* [Task brief]: From the entries below, gather every line containing the string "components".

* [Provided data]:
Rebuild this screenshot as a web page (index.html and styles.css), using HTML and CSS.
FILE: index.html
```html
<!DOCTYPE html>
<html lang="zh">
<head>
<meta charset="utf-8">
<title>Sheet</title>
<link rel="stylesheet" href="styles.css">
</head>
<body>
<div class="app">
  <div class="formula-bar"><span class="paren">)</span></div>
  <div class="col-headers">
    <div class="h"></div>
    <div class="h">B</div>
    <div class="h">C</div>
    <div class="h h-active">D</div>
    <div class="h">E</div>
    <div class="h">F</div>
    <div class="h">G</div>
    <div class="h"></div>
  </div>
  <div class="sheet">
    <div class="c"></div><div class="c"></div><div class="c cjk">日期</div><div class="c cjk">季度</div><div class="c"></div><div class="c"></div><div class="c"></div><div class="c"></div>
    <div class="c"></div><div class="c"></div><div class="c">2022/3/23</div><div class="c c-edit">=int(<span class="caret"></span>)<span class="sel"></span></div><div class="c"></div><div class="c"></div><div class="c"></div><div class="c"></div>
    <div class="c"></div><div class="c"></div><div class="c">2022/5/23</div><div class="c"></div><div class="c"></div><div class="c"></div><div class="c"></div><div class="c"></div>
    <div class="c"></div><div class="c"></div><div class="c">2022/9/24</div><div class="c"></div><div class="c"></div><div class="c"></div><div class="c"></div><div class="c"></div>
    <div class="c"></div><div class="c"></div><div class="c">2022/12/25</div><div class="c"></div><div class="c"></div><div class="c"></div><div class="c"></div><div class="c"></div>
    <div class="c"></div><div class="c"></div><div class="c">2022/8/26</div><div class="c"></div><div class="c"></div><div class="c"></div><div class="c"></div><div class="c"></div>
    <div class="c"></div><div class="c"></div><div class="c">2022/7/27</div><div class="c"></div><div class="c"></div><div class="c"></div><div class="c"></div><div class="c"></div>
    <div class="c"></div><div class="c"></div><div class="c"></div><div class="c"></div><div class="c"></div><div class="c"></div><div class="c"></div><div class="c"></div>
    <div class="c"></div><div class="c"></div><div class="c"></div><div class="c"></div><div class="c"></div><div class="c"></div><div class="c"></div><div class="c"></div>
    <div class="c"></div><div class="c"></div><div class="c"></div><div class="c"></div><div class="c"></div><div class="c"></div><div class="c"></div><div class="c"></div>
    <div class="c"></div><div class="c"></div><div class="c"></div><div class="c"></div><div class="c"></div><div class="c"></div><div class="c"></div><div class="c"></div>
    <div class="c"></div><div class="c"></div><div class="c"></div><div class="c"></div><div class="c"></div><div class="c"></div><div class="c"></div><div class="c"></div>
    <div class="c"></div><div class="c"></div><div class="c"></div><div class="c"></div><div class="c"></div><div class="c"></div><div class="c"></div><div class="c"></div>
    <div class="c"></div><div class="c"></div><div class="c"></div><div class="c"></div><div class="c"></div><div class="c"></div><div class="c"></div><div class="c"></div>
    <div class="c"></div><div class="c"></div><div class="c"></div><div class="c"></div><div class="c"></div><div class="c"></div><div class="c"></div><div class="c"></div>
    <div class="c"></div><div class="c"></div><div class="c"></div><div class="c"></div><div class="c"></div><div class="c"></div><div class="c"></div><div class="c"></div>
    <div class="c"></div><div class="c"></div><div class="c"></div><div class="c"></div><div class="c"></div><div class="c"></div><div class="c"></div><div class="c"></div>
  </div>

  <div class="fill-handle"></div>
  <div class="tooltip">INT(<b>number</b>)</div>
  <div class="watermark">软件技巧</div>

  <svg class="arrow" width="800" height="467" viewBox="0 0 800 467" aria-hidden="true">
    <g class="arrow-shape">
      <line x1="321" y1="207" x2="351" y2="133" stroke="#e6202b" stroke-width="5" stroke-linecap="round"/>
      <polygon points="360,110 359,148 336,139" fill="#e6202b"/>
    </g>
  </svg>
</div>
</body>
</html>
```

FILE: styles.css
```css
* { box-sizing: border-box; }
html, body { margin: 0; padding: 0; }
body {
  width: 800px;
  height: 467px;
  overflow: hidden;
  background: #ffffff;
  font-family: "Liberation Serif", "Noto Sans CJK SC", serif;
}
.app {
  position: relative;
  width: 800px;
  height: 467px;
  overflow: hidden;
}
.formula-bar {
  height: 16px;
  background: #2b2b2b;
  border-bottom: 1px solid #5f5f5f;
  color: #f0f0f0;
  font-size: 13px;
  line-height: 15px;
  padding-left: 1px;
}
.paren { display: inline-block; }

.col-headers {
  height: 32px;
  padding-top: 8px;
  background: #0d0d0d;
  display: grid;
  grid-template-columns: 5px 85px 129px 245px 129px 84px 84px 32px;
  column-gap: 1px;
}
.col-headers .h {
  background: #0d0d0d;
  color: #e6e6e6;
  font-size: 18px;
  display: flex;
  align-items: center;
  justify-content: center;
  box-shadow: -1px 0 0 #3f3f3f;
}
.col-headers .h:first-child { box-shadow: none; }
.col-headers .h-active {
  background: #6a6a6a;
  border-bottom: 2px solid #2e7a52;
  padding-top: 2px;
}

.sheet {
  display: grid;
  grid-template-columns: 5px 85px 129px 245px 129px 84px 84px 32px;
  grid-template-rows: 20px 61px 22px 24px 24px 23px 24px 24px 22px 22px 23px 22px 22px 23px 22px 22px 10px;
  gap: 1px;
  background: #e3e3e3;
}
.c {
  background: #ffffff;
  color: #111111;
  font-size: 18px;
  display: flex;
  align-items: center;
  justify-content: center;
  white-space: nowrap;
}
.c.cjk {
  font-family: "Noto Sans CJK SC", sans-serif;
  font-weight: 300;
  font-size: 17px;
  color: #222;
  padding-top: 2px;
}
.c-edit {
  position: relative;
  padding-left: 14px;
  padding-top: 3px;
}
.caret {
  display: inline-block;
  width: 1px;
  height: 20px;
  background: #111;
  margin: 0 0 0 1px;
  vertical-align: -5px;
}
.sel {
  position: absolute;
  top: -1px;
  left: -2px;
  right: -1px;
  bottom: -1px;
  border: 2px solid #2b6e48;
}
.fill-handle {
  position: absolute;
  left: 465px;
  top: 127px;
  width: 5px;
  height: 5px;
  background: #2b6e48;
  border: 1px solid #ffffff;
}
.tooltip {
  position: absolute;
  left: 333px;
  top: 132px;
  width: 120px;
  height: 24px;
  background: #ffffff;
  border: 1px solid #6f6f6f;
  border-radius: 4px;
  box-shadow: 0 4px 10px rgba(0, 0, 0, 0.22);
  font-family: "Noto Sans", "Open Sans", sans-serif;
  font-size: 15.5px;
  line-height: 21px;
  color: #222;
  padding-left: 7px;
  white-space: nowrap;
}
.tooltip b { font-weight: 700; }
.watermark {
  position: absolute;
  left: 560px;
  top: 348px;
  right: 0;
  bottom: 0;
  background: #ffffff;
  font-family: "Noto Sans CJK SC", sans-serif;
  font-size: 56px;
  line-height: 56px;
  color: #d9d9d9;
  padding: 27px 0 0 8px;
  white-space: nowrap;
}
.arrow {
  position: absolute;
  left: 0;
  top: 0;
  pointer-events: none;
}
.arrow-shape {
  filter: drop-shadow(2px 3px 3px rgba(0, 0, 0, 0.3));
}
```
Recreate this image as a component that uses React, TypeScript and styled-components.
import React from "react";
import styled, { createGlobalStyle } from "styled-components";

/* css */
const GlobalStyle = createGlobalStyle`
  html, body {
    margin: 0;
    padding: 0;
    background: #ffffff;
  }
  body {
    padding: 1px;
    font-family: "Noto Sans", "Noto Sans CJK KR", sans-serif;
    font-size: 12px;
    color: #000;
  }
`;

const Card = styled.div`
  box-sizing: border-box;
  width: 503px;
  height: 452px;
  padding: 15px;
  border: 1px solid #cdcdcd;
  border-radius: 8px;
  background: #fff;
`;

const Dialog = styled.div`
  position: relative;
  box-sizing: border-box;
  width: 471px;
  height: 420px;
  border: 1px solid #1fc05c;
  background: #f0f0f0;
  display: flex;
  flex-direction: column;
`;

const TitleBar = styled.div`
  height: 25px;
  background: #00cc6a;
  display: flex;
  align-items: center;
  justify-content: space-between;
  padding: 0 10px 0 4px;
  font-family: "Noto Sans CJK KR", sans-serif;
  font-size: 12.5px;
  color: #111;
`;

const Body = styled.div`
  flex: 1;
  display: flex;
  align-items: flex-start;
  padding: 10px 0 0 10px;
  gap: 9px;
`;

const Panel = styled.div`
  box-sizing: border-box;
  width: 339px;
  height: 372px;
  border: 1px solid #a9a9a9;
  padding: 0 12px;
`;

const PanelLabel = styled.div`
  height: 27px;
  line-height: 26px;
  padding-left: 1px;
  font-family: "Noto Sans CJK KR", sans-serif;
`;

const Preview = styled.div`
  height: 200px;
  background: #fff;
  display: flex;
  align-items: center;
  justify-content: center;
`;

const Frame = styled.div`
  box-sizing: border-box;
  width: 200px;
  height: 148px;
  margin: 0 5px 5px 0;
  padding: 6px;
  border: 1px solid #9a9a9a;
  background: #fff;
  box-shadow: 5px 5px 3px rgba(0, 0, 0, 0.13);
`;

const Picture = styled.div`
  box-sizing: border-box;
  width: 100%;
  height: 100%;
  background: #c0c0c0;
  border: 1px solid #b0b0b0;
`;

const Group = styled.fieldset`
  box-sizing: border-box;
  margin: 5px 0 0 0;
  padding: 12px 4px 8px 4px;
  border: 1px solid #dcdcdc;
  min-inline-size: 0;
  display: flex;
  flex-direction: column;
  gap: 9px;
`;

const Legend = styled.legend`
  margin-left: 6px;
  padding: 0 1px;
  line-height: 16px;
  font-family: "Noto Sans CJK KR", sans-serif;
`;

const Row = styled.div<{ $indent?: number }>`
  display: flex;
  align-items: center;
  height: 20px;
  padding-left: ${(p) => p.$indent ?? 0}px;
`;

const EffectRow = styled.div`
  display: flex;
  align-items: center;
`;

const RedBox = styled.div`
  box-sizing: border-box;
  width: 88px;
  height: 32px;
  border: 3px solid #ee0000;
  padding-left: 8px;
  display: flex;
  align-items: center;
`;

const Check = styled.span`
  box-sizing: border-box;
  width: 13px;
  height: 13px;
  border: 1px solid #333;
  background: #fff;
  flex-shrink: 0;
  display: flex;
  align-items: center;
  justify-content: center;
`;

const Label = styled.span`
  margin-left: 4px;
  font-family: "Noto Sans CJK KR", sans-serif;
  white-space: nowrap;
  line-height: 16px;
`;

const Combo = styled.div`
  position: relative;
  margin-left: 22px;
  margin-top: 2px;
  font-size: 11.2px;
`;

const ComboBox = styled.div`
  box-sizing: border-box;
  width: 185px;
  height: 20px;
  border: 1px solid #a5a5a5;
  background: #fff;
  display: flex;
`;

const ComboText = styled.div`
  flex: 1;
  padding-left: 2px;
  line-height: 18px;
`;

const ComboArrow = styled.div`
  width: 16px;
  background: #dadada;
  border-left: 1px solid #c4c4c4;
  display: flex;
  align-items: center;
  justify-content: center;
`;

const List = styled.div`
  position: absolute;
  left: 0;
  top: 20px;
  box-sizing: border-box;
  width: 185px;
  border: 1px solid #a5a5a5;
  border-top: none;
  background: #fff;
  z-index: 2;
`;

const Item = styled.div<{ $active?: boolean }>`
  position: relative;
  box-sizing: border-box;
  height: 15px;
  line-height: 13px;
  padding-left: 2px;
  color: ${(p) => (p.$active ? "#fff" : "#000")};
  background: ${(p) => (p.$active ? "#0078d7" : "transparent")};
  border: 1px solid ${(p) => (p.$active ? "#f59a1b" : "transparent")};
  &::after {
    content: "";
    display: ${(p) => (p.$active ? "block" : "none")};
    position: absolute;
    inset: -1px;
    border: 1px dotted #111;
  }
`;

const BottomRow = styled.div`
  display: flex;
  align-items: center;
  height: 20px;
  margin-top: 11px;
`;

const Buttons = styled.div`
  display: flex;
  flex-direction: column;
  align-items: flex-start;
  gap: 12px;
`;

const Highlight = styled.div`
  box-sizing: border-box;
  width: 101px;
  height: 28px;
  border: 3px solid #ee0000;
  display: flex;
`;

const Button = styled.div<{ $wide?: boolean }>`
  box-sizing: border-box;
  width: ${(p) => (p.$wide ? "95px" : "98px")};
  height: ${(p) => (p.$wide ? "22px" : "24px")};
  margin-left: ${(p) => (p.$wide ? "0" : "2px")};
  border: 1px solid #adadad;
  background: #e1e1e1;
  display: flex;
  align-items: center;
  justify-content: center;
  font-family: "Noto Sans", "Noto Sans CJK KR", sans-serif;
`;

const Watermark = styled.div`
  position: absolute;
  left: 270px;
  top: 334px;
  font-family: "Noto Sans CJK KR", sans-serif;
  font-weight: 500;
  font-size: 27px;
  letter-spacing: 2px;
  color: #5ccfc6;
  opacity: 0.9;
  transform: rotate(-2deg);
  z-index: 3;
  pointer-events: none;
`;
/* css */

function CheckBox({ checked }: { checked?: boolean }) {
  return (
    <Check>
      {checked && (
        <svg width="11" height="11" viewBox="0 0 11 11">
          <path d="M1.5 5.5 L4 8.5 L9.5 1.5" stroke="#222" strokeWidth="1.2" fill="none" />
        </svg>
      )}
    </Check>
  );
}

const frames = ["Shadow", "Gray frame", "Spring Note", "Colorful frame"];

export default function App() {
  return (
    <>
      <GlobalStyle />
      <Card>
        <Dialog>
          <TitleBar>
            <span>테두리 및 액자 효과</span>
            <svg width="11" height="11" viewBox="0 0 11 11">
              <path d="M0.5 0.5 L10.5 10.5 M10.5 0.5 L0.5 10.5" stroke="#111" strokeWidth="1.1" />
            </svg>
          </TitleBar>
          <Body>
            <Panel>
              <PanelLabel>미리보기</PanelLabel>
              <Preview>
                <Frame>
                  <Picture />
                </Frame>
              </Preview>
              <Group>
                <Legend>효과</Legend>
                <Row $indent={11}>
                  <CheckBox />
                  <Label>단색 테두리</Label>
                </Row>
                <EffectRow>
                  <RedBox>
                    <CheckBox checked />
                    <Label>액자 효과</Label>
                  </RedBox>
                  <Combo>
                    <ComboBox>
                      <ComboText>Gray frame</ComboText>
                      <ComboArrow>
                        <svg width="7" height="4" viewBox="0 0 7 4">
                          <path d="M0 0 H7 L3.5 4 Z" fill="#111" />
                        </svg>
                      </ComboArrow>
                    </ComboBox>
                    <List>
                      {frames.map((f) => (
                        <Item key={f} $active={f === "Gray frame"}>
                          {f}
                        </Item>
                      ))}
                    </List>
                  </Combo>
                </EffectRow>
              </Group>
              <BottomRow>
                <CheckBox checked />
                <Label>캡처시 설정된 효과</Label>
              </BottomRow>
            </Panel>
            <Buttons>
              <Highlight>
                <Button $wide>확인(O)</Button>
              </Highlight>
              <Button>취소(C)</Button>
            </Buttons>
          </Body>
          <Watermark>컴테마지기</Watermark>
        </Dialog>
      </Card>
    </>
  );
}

* [Result of this exercise]:
Recreate this image as a component that uses React, TypeScript and styled-components.
import styled, { createGlobalStyle } from "styled-components";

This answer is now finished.